There is a version of jealousy that is about you. Your past. Your insecurities. Your unresolved fears are projected onto a partner who has done nothing to earn the suspicion. That version needs to be examined honestly and not inflicted on someone who does not deserve it. But there is another version that is not jealousy at all. It is pattern recognition. It is your instincts processing information that your conscious mind has not fully assembled yet. Those two things are not the same.
What Your Gut Is Actually Doing
The gut feeling that something is off in a relationship is not a character flaw. It is data processing. Your brain runs a continuous background comparison between the way things are and the way they used to be. Between what your partner says and what their behaviour shows.
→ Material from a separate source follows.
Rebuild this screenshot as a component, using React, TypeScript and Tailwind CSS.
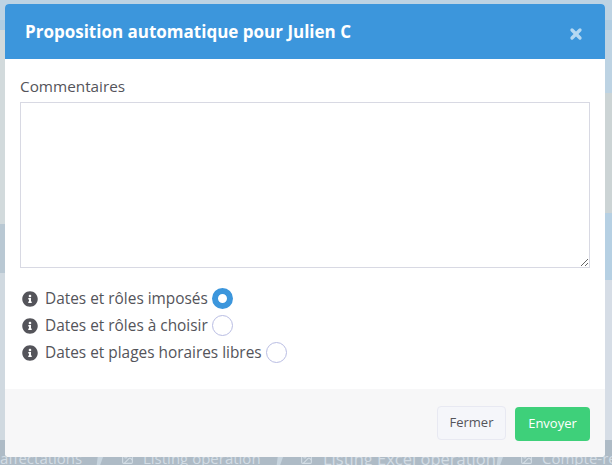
import { Image, X } from "lucide-react";

const options = [
  { label: "Dates et rôles imposés", checked: true },
  { label: "Dates et rôles à choisir", checked: false },
  { label: "Dates et plages horaires libres", checked: false },
];

function InfoIcon() {
  return (
    <svg viewBox="0 0 512 512" className="w-[16px] h-[16px] shrink-0 fill-[#54545a]">
      <path d="M256 8C119 8 8 119 8 256s111 248 248 248 248-111 248-248S393 8 256 8zm0 110c23 0 42 19 42 42s-19 42-42 42-42-19-42-42 19-42 42-42zm56 254c0 7-5 12-12 12h-88c-7 0-12-5-12-12v-24c0-7 5-12 12-12h12v-64h-12c-7 0-12-5-12-12v-24c0-7 5-12 12-12h64c7 0 12 5 12 12v100h12c7 0 12 5 12 12v24z" />
    </svg>
  );
}

function Radio({ checked }: { checked: boolean }) {
  if (checked) {
    return <span className="block w-[21px] h-[21px] shrink-0 rounded-full bg-white border-[6px] border-[#3c96dc]" />;
  }
  return <span className="block w-[21px] h-[21px] shrink-0 rounded-full bg-white border border-[#b9bde3]" />;
}

function TabSeparator() {
  return (
    <svg viewBox="0 0 11 25" className="w-[11px] h-[25px] shrink-0">
      <polygon points="0,25 3,0 11,0 2,25" fill="#c8d5df" />
    </svg>
  );
}

export default function App() {
  return (
    <div className="relative w-[612px] h-[465px] overflow-hidden flex flex-col bg-[#bdd3e3] font-['Open_Sans',sans-serif]">
      {/* blurred page behind the modal */}
      <div className="h-[20px] shrink-0" />
      <div className="h-[10px] shrink-0 bg-[#b0cde2]" />
      <div className="flex-1 flex">
        <div className="flex-1 flex flex-col">
          <div className="h-[194px] bg-[#d2dadc]" />
          <div className="h-[49px] bg-[#b9c8d3]" />
          <div className="flex-1 bg-[#d0d9e0]" />
        </div>
        <div className="flex-1 flex flex-col">
          <div className="h-[63px] bg-[#bdd3e3]" />
          <div className="h-[120px] bg-[#ccd4d5]" />
          <div className="h-[67px] bg-[#b6d0e3]" />
          <div className="flex-1 bg-[#d6dde6]" />
        </div>
      </div>
      <div className="h-[25px] shrink-0 bg-[#aebbc6] flex overflow-hidden whitespace-nowrap text-[#d3dde5] text-[15px] leading-[25px] pt-[6px]">
        <span className="w-[96px] shrink-0 text-right pr-[16px]">affectations</span>
        <TabSeparator />
        <span className="w-[169px] shrink-0 flex items-start pl-[14px]">
          <Image size={13} className="mt-[6px] mr-[9px] shrink-0" />
          Listing operation
        </span>
        <TabSeparator />
        <span className="w-[209px] shrink-0 flex items-start pl-[13px] text-[16.5px]">
          <Image size={13} className="mt-[6px] mr-[10px] shrink-0" />
          Listing Excel operation
        </span>
        <TabSeparator />
        <span className="shrink-0 flex items-start pl-[13px]">
          <Image size={13} className="mt-[6px] mr-[9px] shrink-0" />
          Compte-rendu
        </span>
      </div>

      {/* modal */}
      <div className="absolute left-[5px] top-[4px] w-[600px] h-[453px] rounded-[4px] bg-white overflow-hidden flex flex-col">
        <div className="h-[55px] shrink-0 bg-[#3c96dc] flex items-center justify-between pl-[20px] pr-[21px]">
          <h1 className="text-[17px] font-bold text-white">Proposition automatique pour Julien C</h1>
          <X size={16} strokeWidth={5} className="text-[#b5d8f2] mt-[5px]" />
        </div>

        <div className="flex-1 px-[15px] pt-[17px]">
          <label className="block text-[15.3px] font-medium leading-[20px] text-[#54545a] mb-[6px]">Commentaires</label>
          <textarea className="block w-full h-[166px] border border-[#d8d9e3] bg-white" />
          <div className="mt-[20px] flex flex-col gap-[6px]">
            {options.map((o) => (
              <div key={o.label} className="flex items-center h-[21px] pl-[2px]">
                <InfoIcon />
                <span className="ml-[7px] mr-[4px] text-[15.4px] font-medium text-[#54545a]">{o.label}</span>
                <Radio checked={o.checked} />
              </div>
            ))}
          </div>
        </div>

        <div className="h-[68px] shrink-0 bg-[#f7f7f8] flex items-center justify-end gap-[9px] px-[15px]">
          <button className="w-[69px] h-[34px] rounded-[4px] border border-[#e8e9f2] bg-[#f5f6fa] text-[13px] text-[#54545a]">
            Fermer
          </button>
          <button className="w-[75px] h-[34px] mt-[2px] rounded-[4px] bg-[#3ed07a] text-[13px] font-medium text-white">
            Envoyer
          </button>
        </div>
      </div>
    </div>
  );
}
Between the person sitting across from you and the person whose social media activity is quietly being described.
When those things diverge significantly, something registers. Not always as a clear thought. Sometimes as a feeling of unease that you cannot fully articulate. A sense that the energy has shifted. That something is slightly off in a way you cannot point to directly, but cannot ignore either. That feeling deserves to be taken seriously rather than immediately suppressed because it makes you feel needy or paranoid.
The Difference Between Irrational and Legitimate
Irrational jealousy looks like this. Your partner liked a photo of a friend. A coworker commented on their post. They followed someone new whose content has nothing suspicious about it. You have no specific evidence of anything wrong, but the anxiety fires anyway, and you find yourself building a case out of coincidences that do not actually connect.
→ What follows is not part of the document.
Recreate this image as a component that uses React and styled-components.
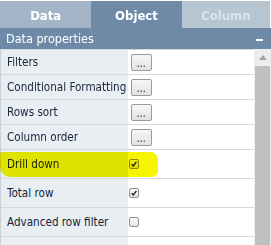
import React from 'react';
import styled, { createGlobalStyle } from 'styled-components';

const Global = createGlobalStyle`
    body {
        margin: 0;
        background: #fff;
        font-family: "DejaVu Sans Condensed", "DejaVu Sans", sans-serif;
    }
`;

const Panel = styled.div`
    width: 271px;
    height: 245px;
    overflow: hidden;
    padding-top: 1px;
    box-sizing: border-box;
`;

const Tabs = styled.div`
    display: flex;
    height: 27px;
    padding-right: 1px;
`;

const Tab = styled.div`
    flex: ${p => p.w};
    display: flex;
    align-items: center;
    justify-content: center;
    background: ${p => p.active ? '#6e8aa7' : p.dim ? '#b7c5d1' : '#a2b4c5'};
    color: ${p => p.dim ? '#dbe2e8' : '#fff'};
    font-family: "DejaVu Sans Condensed", "DejaVu Sans", sans-serif;
    font-weight: bold;
    font-size: 13px;
    padding-top: 1px;
`;

const Header = styled.div`
    display: flex;
    align-items: center;
    height: 21px;
    padding: 0 8px 0 6px;
    background: #6e8aa7;
    color: #fff;
    font-family: "DejaVu Sans Condensed", "DejaVu Sans", sans-serif;
    font-size: 12.5px;
`;

const HeaderTitle = styled.div`
    flex: 1;
`;

const Collapse = styled.div`
    width: 7px;
    height: 2px;
    background: #fff;
    margin-top: 3px;
`;

const Body = styled.div`
    display: flex;
    height: 196px;
`;

const Rows = styled.div`
    flex: 1;
    display: flex;
    flex-direction: column;
    border-left: 1px solid #c9d0d6;
`;

const Row = styled.div`
    position: relative;
    display: grid;
    grid-template-columns: 127px 1fr;
    height: ${p => p.h}px;
    border-top: 1px solid #d6d9dc;
    box-sizing: border-box;
    flex-shrink: 0;
`;

const Label = styled.div`
    display: flex;
    align-items: center;
    padding-left: 6px;
    background: #e9eef2;
    color: #16243a;
    font-family: "DejaVu Sans Condensed", "DejaVu Sans", sans-serif;
    font-size: 11.6px;
    white-space: nowrap;
`;

const Value = styled.div`
    display: flex;
    align-items: center;
    padding-left: ${p => p.pl || 3}px;
`;

const DotsButton = styled.div`
    width: 19px;
    height: 15px;
    border: 1px solid #9a9a9a;
    border-radius: 2px;
    background: linear-gradient(#f7f7f7, #e2e2e2);
    display: flex;
    align-items: flex-end;
    justify-content: center;
    font-family: "Liberation Sans", Arial, sans-serif;
    font-size: 9px;
    font-weight: bold;
    line-height: 11px;
    color: #3d5a8a;
    letter-spacing: 0.5px;
`;

const Check = styled.div`
    width: 8px;
    height: 8px;
    border: 1px solid #8f8f8f;
    border-radius: 2px;
    background: linear-gradient(#fbfbfb, #e4e4e4);
    display: flex;
    align-items: center;
    justify-content: center;
`;

const Marker = styled.div`
    position: absolute;
    left: -1px;
    top: 2px;
    width: 158px;
    height: 25px;
    background: #f6f400;
    border-radius: 2px 8px 6px 10px;
    mix-blend-mode: multiply;
    pointer-events: none;
`;

const Scrollbar = styled.div`
    width: 16px;
    display: flex;
    flex-direction: column;
    background: #ececec;
    padding-left: 1px;
`;

const ScrollArrow = styled.div`
    height: 17px;
    display: flex;
    justify-content: center;
    align-items: center;
`;

const Thumb = styled.div`
    flex: 1;
    background: #c0c0c0;
    margin-right: 1px;
`;

function CheckIcon() {
    return (
        <svg width="6" height="6" viewBox="0 0 6 6">
            <path d="M0.6 3.2 L2.3 4.9 L5.4 0.9" stroke="#222" strokeWidth="1.4" fill="none" />
        </svg>
    );
}

const rows = [
    { label: 'Filters', type: 'button', h: 25 },
    { label: 'Conditional Formatting', type: 'button', h: 25 },
    { label: 'Rows sort', type: 'button', h: 25 },
    { label: 'Column order', type: 'button', h: 25 },
    { label: 'Drill down', type: 'check', checked: true, h: 29, mark: true },
    { label: 'Total row', type: 'check', checked: true, h: 29 },
    { label: 'Advanced row filter', type: 'check', checked: false, h: 29 },
    { label: '', type: 'none', h: 20 },
];

export default function App() {
    return (
        <Panel>
            <Global />
            <Tabs>
                <Tab w="91">Data</Tab>
                <Tab w="90" active>Object</Tab>
                <Tab w="88" dim>Column</Tab>
            </Tabs>
            <Header>
                <HeaderTitle>Data properties</HeaderTitle>
                <Collapse />
            </Header>
            <Body>
                <Rows>
                    {rows.map((r, i) => (
                        <Row key={i} h={r.h}>
                            <Label>{r.label}</Label>
                            <Value pl={r.type === 'check' ? 1 : 3}>
                                {r.type === 'button' && <DotsButton>...</DotsButton>}
                                {r.type === 'check' && <Check>{r.checked && <CheckIcon />}</Check>}
                            </Value>
                            {r.mark && <Marker />}
                        </Row>
                    ))}
                </Rows>
                <Scrollbar>
                    <ScrollArrow>
                        <svg width="8" height="5" viewBox="0 0 8 5">
                            <path d="M0 5 L4 0 L8 5 Z" fill="#a3a3a3" />
                        </svg>
                    </ScrollArrow>
                    <Thumb />
                </Scrollbar>
            </Body>
        </Panel>
    );
}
Legitimate concern looks different. Your partner’s behaviour online has changed noticeably. They are more active at odd hours. There is a specific account they interact with repeatedly and warmly in ways that feel different from their other interactions. They have become protective of their phone in a way they never were before. None of these things is proof of anything individually. Together, as a pattern, they are worth a conversation.
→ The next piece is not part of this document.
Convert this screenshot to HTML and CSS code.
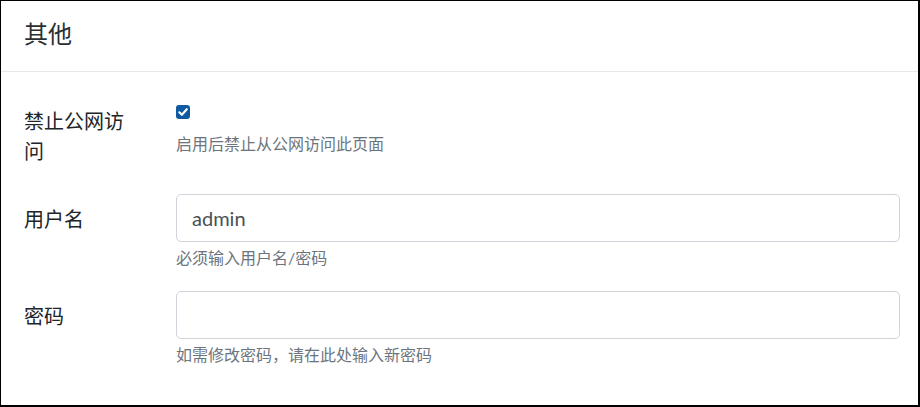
FILE: index.html
```html
<!DOCTYPE html>
<html lang="zh-CN">
<head>
<meta charset="utf-8">
<title>其他</title>
<link rel="stylesheet" href="styles.css">
</head>
<body>
<div class="card">
  <div class="card-header">
    <h5 class="card-title">其他</h5>
  </div>
  <div class="card-body">
    <div class="form-row">
      <label class="form-label" for="deny">禁止公网访问</label>
      <div class="form-control-col form-control-col-check">
        <span class="check" id="deny">
          <svg width="14" height="14" viewBox="0 0 14 14" aria-hidden="true">
            <rect x="0" y="0" width="14" height="14" rx="3" ry="3" fill="#0f5aa0"/>
            <path d="M3.3 7.3 L5.9 9.8 L10.8 4.2" fill="none" stroke="#fff" stroke-width="2.1" stroke-linecap="round" stroke-linejoin="round"/>
          </svg>
        </span>
        <div class="form-text form-text-check">启用后禁止从公网访问此页面</div>
      </div>
    </div>
    <div class="form-row form-row-wide">
      <label class="form-label" for="user">用户名</label>
      <div class="form-control-col">
        <input class="form-input" id="user" type="text" value="admin">
        <div class="form-text">必须输入用户名/密码</div>
      </div>
    </div>
    <div class="form-row">
      <label class="form-label" for="pass">密码</label>
      <div class="form-control-col">
        <input class="form-input" id="pass" type="password" value="">
        <div class="form-text">如需修改密码，请在此处输入新密码</div>
      </div>
    </div>
  </div>
</div>
</body>
</html>
```
FILE: styles.css
```css
* { box-sizing: border-box; }

html, body {
  margin: 0;
  padding: 0;
  background: #fff;
}

body {
  font-family: Lato, "Noto Sans CJK SC", sans-serif;
  color: #212529;
}

.card {
  width: 920px;
  height: 407px;
  border-style: solid;
  border-color: #000;
  border-width: 1px 2px 2px 1px;
  background: #fff;
}

.card-header {
  height: 71px;
  padding: 19px 23px 0;
  border-bottom: 1px solid #e6e8ea;
}

.card-title {
  margin: 0;
  font-size: 24px;
  font-weight: 400;
  line-height: 1.2;
  color: #2b2f33;
}

.card-body {
  padding: 24px 18px 19px 23px;
}

.form-row {
  display: grid;
  grid-template-columns: 152px 1fr;
  margin-bottom: 20px;
}

.form-row-wide {
  margin-bottom: 21px;
}

.form-label {
  padding: 10px 40px 8px 0;
  font-size: 20px;
  line-height: 30px;
  color: #212529;
}

.form-control-col-check {
  padding-top: 9px;
}

.check {
  display: block;
  width: 14px;
  height: 14px;
}

.check svg {
  display: block;
}

.form-input {
  display: block;
  width: 100%;
  height: 48px;
  padding: 8px 15px;
  font-family: Lato, "Noto Sans CJK SC", sans-serif;
  font-size: 20px;
  line-height: 30px;
  color: #495057;
  background: #fff;
  border: 1px solid #ced4da;
  border-radius: 5px;
  outline: none;
}

.form-text {
  margin-top: 4px;
  font-size: 16px;
  line-height: 24px;
  color: #6c757d;
}

.form-text-check {
  margin-top: 13px;
}
```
The distinction matters because the response to each should be different. Irrational jealousy requires self-examination. Legitimate concern requires a direct conversation with your partner. Treating them the same way destroys trust, either through tolerating things you should not or escalating things that were never a problem.
Stop Calling It Jealousy When It’s Evidence
Sometimes what gets labelled as jealousy is a person accurately reading a situation where their partner is not being honest about. The label becomes a tool. Accuse your partner of being jealous and irrational, and you shift the entire conversation away from what you were doing and onto how they are reacting to it. It is a redirect, and it works because most people would rather question themselves than push through the discomfort of being called controlling.
If your concern is based on a pattern of observable behaviour rather than an imagined threat, you are not jealous. You are paying attention. Those are different things, and you are entitled to trust what you notice without immediately accepting someone else’s framing of it as a personal failure.
What to Do With What You Notice
The worst thing you can do with a legitimate concern is let it sit unaddressed while resentment and anxiety build. The second worst thing is to explode about it in a moment of peak emotion. Neither moves the situation forward. Both make it worse in different ways.
What actually works is naming what you noticed, specifically and calmly, at a moment when both people can have a real conversation. Not an accusation. Not an interrogation. A direct statement about what you observed, what it made you feel, and a genuine question about what is actually going on. That conversation will either resolve the concern or confirm it. Either way, you are better off having it than spending three more weeks building a case in your head.
Trust Yourself
The culture around jealousy in relationships has overcorrected in a direction that tells people to automatically distrust their own instincts. To assume that any discomfort they feel is their problem rather than information about the relationship. That overcorrection serves people who want their behaviour unexamined more than it serves the people doing the examining.
Your instincts exist for a reason. They have been built on everything you have observed and experienced. They are not infallible, but they are also not random. When something feels wrong, that feeling is worth taking seriously enough to investigate rather than suppress. The goal is not to be suspicious of everything. The goal is to be honest about what you actually see rather than talking yourself out of it because someone told you that noticing things is the same as being jealous. It is not. Not even close.